━━━ Source data
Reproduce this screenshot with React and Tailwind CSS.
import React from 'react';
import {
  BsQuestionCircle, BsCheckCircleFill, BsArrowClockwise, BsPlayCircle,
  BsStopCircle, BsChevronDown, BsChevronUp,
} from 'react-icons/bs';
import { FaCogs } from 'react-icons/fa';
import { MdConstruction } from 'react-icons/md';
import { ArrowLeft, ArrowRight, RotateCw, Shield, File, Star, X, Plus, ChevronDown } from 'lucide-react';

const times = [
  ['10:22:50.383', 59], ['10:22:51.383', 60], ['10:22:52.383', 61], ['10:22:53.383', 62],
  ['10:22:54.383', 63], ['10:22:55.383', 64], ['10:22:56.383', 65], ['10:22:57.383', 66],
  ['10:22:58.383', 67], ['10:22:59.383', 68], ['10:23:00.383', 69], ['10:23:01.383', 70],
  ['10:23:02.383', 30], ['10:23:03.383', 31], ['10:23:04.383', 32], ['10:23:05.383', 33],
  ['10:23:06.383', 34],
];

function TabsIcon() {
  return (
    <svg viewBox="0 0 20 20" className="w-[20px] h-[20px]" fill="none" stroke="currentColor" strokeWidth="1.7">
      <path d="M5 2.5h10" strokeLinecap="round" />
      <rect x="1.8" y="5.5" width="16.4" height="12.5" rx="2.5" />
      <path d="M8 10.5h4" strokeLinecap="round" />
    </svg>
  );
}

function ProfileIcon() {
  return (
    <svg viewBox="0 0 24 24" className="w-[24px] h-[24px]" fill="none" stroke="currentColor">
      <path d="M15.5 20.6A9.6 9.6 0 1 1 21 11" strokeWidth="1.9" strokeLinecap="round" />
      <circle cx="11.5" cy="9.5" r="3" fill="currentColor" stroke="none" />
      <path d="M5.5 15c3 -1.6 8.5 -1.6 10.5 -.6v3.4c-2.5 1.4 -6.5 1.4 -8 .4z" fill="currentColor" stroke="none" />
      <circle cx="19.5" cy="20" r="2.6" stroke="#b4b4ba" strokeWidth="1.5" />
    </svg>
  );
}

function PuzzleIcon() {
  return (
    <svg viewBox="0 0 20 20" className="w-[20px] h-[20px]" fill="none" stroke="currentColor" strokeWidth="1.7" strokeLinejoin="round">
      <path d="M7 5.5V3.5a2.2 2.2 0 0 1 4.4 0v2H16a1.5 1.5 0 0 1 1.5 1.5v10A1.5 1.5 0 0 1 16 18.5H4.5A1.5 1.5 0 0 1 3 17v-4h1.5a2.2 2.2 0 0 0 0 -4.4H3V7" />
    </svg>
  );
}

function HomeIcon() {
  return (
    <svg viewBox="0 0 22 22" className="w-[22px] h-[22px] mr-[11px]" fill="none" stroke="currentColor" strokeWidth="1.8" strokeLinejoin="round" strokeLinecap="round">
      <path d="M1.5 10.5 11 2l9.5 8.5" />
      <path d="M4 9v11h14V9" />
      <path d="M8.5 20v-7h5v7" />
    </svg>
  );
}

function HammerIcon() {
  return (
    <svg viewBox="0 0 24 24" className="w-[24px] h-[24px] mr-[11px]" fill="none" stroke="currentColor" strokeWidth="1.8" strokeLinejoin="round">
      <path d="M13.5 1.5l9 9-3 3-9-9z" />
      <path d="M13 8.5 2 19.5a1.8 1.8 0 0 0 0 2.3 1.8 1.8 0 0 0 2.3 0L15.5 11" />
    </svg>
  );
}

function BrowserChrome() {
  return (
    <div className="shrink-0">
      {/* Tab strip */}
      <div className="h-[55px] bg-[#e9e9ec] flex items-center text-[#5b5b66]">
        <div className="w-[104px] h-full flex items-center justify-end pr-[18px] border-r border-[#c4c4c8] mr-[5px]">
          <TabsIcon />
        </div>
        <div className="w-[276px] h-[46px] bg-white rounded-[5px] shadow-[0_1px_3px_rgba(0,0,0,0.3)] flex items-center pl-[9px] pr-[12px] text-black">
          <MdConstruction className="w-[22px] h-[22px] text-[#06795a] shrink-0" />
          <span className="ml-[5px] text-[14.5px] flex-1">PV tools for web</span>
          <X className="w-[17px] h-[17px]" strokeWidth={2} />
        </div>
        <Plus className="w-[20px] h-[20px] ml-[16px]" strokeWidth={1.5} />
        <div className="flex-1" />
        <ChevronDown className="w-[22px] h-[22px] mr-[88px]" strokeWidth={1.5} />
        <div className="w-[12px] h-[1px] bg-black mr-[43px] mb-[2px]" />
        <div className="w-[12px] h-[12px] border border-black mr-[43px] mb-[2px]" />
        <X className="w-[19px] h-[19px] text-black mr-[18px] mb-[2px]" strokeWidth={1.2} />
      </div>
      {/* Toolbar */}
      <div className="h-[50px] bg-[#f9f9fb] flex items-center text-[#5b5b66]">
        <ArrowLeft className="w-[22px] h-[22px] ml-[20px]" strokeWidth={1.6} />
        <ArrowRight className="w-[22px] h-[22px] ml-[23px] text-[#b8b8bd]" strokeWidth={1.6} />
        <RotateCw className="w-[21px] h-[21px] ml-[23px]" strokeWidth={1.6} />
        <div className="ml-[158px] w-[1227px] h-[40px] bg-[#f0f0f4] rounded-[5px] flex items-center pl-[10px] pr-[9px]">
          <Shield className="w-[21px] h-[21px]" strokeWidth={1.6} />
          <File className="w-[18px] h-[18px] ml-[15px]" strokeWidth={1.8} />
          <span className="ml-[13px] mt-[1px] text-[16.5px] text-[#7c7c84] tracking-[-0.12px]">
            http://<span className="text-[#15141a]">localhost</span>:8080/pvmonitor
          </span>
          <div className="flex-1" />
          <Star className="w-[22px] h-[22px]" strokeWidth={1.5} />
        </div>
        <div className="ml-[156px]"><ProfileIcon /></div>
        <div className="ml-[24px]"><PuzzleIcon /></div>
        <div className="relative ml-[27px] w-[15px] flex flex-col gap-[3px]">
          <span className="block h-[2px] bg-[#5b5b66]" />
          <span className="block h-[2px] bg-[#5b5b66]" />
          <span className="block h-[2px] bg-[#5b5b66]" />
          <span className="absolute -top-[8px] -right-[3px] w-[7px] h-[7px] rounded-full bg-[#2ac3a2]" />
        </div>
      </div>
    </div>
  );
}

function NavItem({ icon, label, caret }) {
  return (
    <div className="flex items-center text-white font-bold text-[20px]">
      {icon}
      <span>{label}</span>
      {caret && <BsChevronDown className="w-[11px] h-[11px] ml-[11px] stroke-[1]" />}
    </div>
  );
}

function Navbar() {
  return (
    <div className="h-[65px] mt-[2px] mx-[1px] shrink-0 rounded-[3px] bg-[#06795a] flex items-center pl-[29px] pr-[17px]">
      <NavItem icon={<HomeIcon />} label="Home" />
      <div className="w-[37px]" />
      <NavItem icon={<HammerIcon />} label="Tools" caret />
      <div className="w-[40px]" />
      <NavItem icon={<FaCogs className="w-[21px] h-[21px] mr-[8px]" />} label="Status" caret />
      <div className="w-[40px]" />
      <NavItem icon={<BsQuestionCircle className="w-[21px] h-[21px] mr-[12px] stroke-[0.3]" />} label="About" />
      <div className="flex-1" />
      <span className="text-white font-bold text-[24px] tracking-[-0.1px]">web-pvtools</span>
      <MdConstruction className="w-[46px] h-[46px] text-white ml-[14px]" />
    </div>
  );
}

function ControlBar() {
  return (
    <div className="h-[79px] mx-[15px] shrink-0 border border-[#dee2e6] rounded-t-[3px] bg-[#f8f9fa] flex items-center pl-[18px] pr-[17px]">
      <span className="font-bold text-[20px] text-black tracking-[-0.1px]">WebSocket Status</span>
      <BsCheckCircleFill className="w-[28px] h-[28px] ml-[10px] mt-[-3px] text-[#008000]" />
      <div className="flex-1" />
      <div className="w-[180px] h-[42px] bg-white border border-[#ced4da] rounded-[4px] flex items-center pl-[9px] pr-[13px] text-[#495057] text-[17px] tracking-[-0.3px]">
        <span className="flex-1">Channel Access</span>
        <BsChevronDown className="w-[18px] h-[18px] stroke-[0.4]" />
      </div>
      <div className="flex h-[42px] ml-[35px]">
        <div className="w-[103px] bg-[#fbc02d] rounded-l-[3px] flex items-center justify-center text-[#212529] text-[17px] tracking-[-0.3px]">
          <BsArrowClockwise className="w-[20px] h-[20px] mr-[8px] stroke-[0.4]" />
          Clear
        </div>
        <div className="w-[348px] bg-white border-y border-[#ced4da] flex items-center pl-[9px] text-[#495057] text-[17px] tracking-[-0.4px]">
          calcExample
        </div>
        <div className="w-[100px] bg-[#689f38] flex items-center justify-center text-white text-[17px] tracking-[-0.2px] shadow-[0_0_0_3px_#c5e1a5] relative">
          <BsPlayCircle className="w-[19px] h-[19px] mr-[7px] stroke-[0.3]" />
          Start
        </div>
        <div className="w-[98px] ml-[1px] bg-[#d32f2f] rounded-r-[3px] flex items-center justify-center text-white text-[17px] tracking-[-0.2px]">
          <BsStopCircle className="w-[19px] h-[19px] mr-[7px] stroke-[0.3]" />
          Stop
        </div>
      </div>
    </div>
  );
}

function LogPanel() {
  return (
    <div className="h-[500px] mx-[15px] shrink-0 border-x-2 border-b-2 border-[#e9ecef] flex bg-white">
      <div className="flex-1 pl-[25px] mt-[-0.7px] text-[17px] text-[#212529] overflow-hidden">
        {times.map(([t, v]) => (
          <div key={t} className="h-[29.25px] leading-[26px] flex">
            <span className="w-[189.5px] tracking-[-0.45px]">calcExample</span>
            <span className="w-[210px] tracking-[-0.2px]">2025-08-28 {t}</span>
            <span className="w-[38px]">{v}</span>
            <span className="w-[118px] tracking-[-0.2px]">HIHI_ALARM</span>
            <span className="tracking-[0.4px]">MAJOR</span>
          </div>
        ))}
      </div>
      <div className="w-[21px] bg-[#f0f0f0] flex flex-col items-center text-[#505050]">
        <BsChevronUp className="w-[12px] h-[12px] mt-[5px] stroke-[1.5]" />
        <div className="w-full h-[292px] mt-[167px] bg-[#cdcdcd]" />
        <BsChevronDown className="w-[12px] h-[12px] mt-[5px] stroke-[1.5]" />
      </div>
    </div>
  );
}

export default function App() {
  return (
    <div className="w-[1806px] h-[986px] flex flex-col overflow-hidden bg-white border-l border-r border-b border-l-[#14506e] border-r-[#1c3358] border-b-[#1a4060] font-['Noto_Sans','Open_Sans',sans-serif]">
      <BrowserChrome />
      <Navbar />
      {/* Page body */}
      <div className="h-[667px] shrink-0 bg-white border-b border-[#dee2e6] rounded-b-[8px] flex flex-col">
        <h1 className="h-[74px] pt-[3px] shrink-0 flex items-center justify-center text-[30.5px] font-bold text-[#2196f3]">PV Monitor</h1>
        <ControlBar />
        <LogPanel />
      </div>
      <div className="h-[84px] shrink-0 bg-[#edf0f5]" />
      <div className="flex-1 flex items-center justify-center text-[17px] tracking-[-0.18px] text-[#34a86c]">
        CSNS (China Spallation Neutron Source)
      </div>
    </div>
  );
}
━━━━━━
The exercise:
Give again, word for word, the lines of the listing, starting at its first line and ending with the line containing "X, Plus, ChevronDown".

Result below:
Reproduce this screenshot with React and Tailwind CSS.
import React from 'react';
import {
  BsQuestionCircle, BsCheckCircleFill, BsArrowClockwise, BsPlayCircle,
  BsStopCircle, BsChevronDown, BsChevronUp,
} from 'react-icons/bs';
import { FaCogs } from 'react-icons/fa';
import { MdConstruction } from 'react-icons/md';
import { ArrowLeft, ArrowRight, RotateCw, Shield, File, Star, X, Plus, ChevronDown } from 'lucide-react';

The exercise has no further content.